I am Proud of the Bishops

I am Proud of the Bishops 2017-02-09T00:19:38-07:00

I am proud of the way that the United States Catholic Bishops have handled the HHS Mandate.

If the various blogs, Facebook comments and internet rants I’ve read are any indication, I would guess that the bishops have been and are subjected to a continuous dose of what amounts to verbal abuse. I wouldn’t be surprised if the USCCB and each of the various bishops has their own Crazy People File. If they do, I’m sure it bulges with emails and letters that would, as my grandmother used to say, “curl your hair.”

I don’t know how this behavior got started, but it seems that a large number of Catholics are everlastingly irate with the bishops because they won’t sufficiently hate whoever it is the Catholic in question feels deserves hating. Personally, I respect the bishops for sticking with the entire gospel of Christ.

What I love best about the Catholic Church’s approach to politics is that it has steadfastly refused to be the moral apologist for either right or left wing nutso politics, but has instead insisted that the whole of the faith be adhered to and followed. In today’s political world, that takes guts. It can and does get you attacked and slandered. However, it is the only way to be part of the political debate and follow Christ.

One of the most important facets of leadership is that you have to lead.
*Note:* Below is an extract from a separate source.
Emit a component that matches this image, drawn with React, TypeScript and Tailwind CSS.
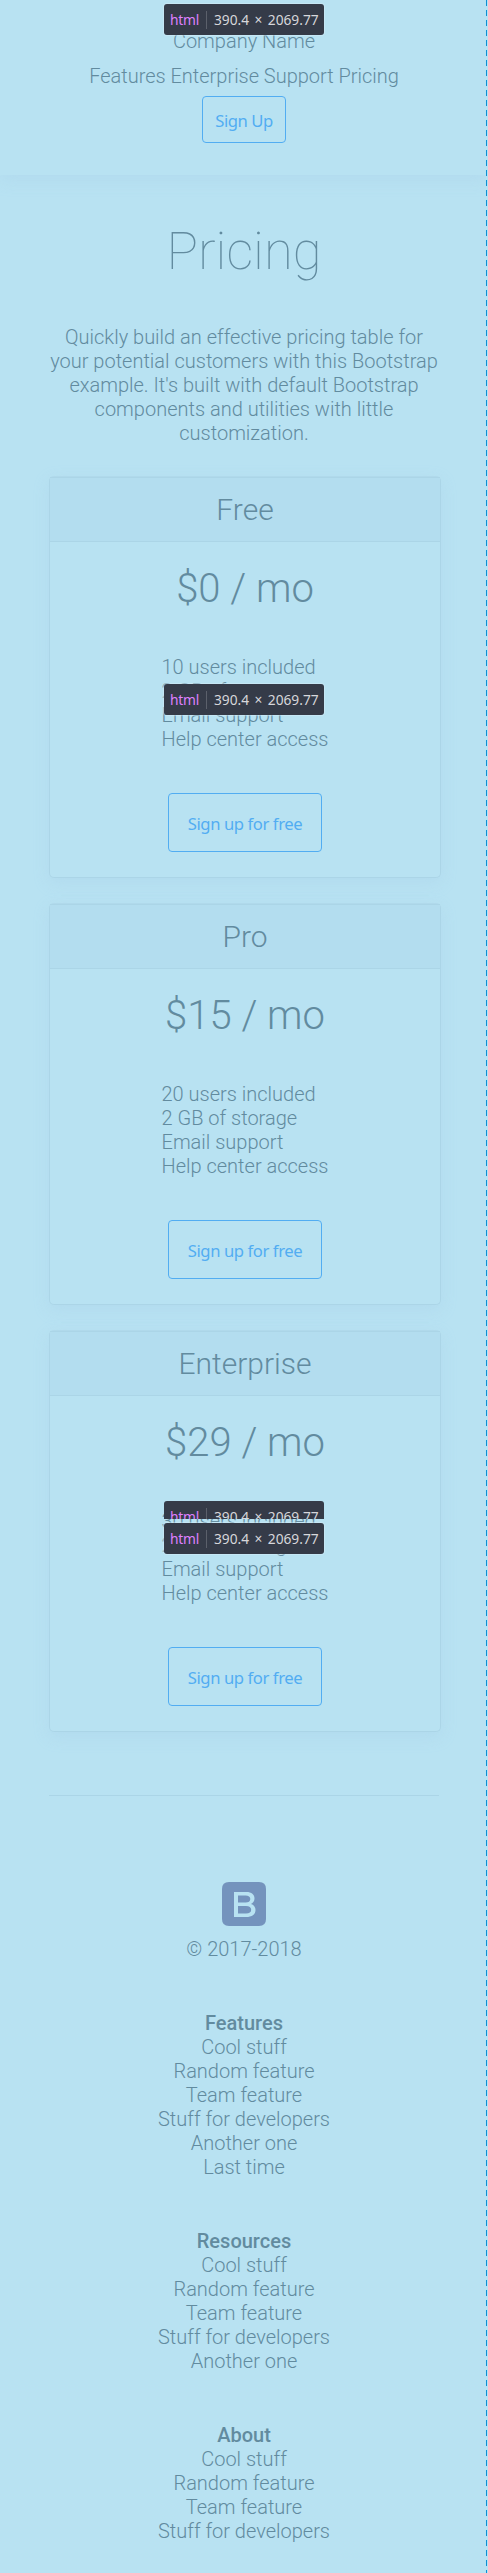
import React from "react";

const plans = [
  { name: "Free", price: "$0 / mo", features: ["10 users included", "2 GB of storage", "Email support", "Help center access"] },
  { name: "Pro", price: "$15 / mo", features: ["20 users included", "2 GB of storage", "Email support", "Help center access"] },
  { name: "Enterprise", price: "$29 / mo", features: ["30 users included", "2 GB of storage", "Email support", "Help center access"] },
];

const columns = [
  { title: "Features", links: ["Cool stuff", "Random feature", "Team feature", "Stuff for developers", "Another one", "Last time"] },
  { title: "Resources", links: ["Cool stuff", "Random feature", "Team feature", "Stuff for developers", "Another one"] },
  { title: "About", links: ["Cool stuff", "Random feature", "Team feature", "Stuff for developers"] },
];

function SizeTag({ position, clipped = false }: { position: string; clipped?: boolean }) {
  return (
    <div className={`absolute left-[164px] w-[160px] overflow-hidden ${clipped ? "h-[18px] rounded-t-[3px]" : "h-[31px] rounded-[3px] shadow-[0_0_1px_1px_rgba(215,238,250,0.5)]"} ${position}`}>
      <div className="flex h-[31px] items-center bg-[#353b48] pt-px pl-[6px] font-['Noto_Sans',sans-serif] text-[13.75px] font-normal text-[#d7d7db]">
        <span className="w-[28px] tracking-[-0.2px] text-[#df80ff]">html</span>
        <span className="ml-[8px] h-[18px] w-px bg-[#5b606b]" />
        <span className="ml-[7px] whitespace-nowrap [word-spacing:1.8px]">390.4 × 2069.77</span>
      </div>
    </div>
  );
}

function PlanCard({ name, price, features }: (typeof plans)[number]) {
  return (
    <section className="flex h-[402px] w-[392px] flex-col items-center rounded-[5px] border border-[#abd5e7] border-t-[#b0d9eb] shadow-[0_5px_15px_rgba(160,200,230,0.28)]">
      <h2 className="h-[65px] w-full border-y border-[#abd5e7] bg-[#b3ddef] pt-[14px] text-center text-[30px] leading-[36px]">{name}</h2>
      <p className="mt-[23px] text-[40px] leading-[48px]">{price}</p>
      <ul className="mt-[42px] w-[167px] whitespace-nowrap">
        {features.map((f) => (
          <li key={f}>{f}</li>
        ))}
      </ul>
      <button className="mt-[42px] h-[59px] w-[154px] rounded-[4px] border border-[#52adf2] pt-[2px] font-['Noto_Sans',sans-serif] text-[16.67px] font-normal tracking-[-0.42px] text-[#52adf2]">Sign up for free</button>
    </section>
  );
}

export default function App() {
  return (
    <div className="relative h-[2573px] w-[488px] overflow-hidden bg-[#b8e2f2] font-['Roboto',sans-serif] text-[20px] leading-[24px] font-light text-[#628b9f]">
      <header className="flex h-[175px] flex-col items-center pt-[29px] shadow-[0_5px_15px_rgba(160,200,230,0.28)]">
        <p>Company Name</p>
        <nav className="mt-[11px] flex gap-[4.7px]">
          <span>Features</span>
          <span>Enterprise</span>
          <span>Support</span>
          <span>Pricing</span>
        </nav>
        <button className="mt-[8px] h-[47px] w-[84px] rounded-[4px] border border-[#52adf2] pt-[2px] font-['Noto_Sans',sans-serif] text-[16.67px] font-normal tracking-[-0.45px] text-[#52adf2]">Sign Up</button>
      </header>
      <h1 className="mt-[43px] text-center text-[52.6px] leading-[66px] font-thin">Pricing</h1>
      <p className="mx-auto mt-[41px] w-[392px] text-center">
        Quickly build an effective pricing table for your potential customers with this Bootstrap example. It's built with default Bootstrap components and utilities with little customization.
      </p>
      <main className="mt-[31px] ml-[49px] flex flex-col gap-[25px]">
        {plans.map((p) => (
          <PlanCard key={p.name} {...p} />
        ))}
      </main>
      <footer className="mt-[63px] ml-[49px] flex w-[390px] flex-col items-center border-t border-[#abd5e7] text-center">
        <svg className="mt-[86px] h-[44px] w-[44px]" viewBox="0 0 44 44" fill="none">
          <path fillRule="evenodd" fill="#7493bd" d="M7 0H37Q44 0 44 7V37Q44 44 37 44H7Q0 44 0 37V7Q0 0 7 0ZM12 10V35H24C30 35 33.500 32.500 33.500 28C33.500 24.800 31.800 22.700 29 21.900C31.200 21 32.500 18.900 32.500 16.500C32.500 12.400 29.500 10 24.500 10ZM16 13.500H23.500C26.600 13.500 28.300 14.700 28.300 17C28.300 19.300 26.500 20.600 23.500 20.600H16ZM16 24H24C27.400 24 29.200 25.300 29.200 27.800C29.200 30.300 27.400 31.500 24 31.500H16Z" />
        </svg>
        <p className="mt-[11px]">© 2017-2018</p>
        <div className="mt-[50px] flex flex-col gap-[50px]">
          {columns.map((c) => (
            <div key={c.title}>
              <h3 className="font-medium">{c.title}</h3>
              <ul>
                {c.links.map((l) => (
                  <li key={l}>{l}</li>
                ))}
              </ul>
            </div>
          ))}
        </div>
      </footer>
      <SizeTag position="top-[4px]" />
      <SizeTag position="top-[684px]" />
      <SizeTag position="top-[1501px]" clipped />
      <SizeTag position="top-[1523px]" />
      <div className="absolute top-0 left-[486px] h-full w-px bg-[repeating-linear-gradient(to_bottom,#0b8fd3_0_6px,#b8e2f2_6px_10px)]" />
    </div>
  );
}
You cannot just parade around under the halo of your own self-importance and take positions of pragmatic cowardice. What this means to people who are in positions of Christian leadership is that they are required, REQUIRED, to follow Christ, even when it puts them at odds with the powers that be. That often means that they have to do things that, in the world’s way of thinking, are just plain stupid.

In my own position as an elected official I’ve had to cast votes, make speeches and take stands that were moronic by smart politician standards. I’ve been forced to call the lightning down on my own head over and again by putting myself out there in the face of angry advocates with blood in their eyes. I’ve had to go against my own political party one day, and then turn around and oppose the other political party the next.

I’m not the brightest bulb in the firmament, but I am smart enough to know that, from a political standpoint, what I am doing is stupid. I sometimes joke with my friends that I’ve been called to be a fool for Christ. After years of getting kicked around, I’ve come to accept it. Jesus didn’t call us to follow the world. He called us to follow Him.

We have a saying in Oklahoma politics: “jump out in front of that lynch mob and turn it into a parade.” That’s a colorful way of describing the fine art of getting in front of popular opinion and pretending to “lead” the mob where it wants to go. The most sophisticated application of this principle in today’s politics is the egregious practice of using polls and focus groups to determine what party positions should be and what the puppet people political parties run for office should say they believe.

This kind of flim-flam political campaigning has become the way the smart folks do it. The reason is that it nearly always works. The flim-flammers get elected. This  is not leadership. It’s craven callous manipulation of the electorate to gain power by any means.

It is also something that a Christian leader may never do. Christian leadership, like all leadership, requires you to lead. But Christian leadership has the added requirement that before you lead, you must first follow. In this way, Christian leadership is not so much a matter of being a good leader, as it is being a good follower. Christian leadership must first and always be predicated on following Jesus. It doesn’t matter if your leadership is as a bishop, or a politician, a corporate head, a shop foreman, parents raising a family, or as a young person among your friends. If you are a Christian, your leadership must be lived within the confines of the gospels of Christ.

This means following both the Ten Commandments, AND the Sermon on the Mount, not some truncated half-Christianity that has been trimmed to fit your political party or life situation. It means following Jesus first, then adding whatever particular wisdom or skills you might bring to the situation on top of that.

Which is why I am so proud of the American bishops. The politically smart thing, the easy, cheap thing to do would have been to kiss Caesar’s ring and accept this mandate. Other bishops in other countries have done this with similar mandates just recently. They acceded to the government, took the money, and refused to lead their flocks for Christ. To their everlasting honor, the American bishops dug in and decided to fight.

They are fighting in a Christian way. Not by slandering individuals, but by standing up for the right of the Church to live its teachings. They aren’t trying to destroy people, including the people who are trying so hard to batten down the Church. The United States bishops are leading in a positive way. Their fight is a fight for religious freedom and that is what they are talking about.

I am proud of the way that the United States Catholic Bishops have handled the HHS Mandate. Proud to follow their leadership.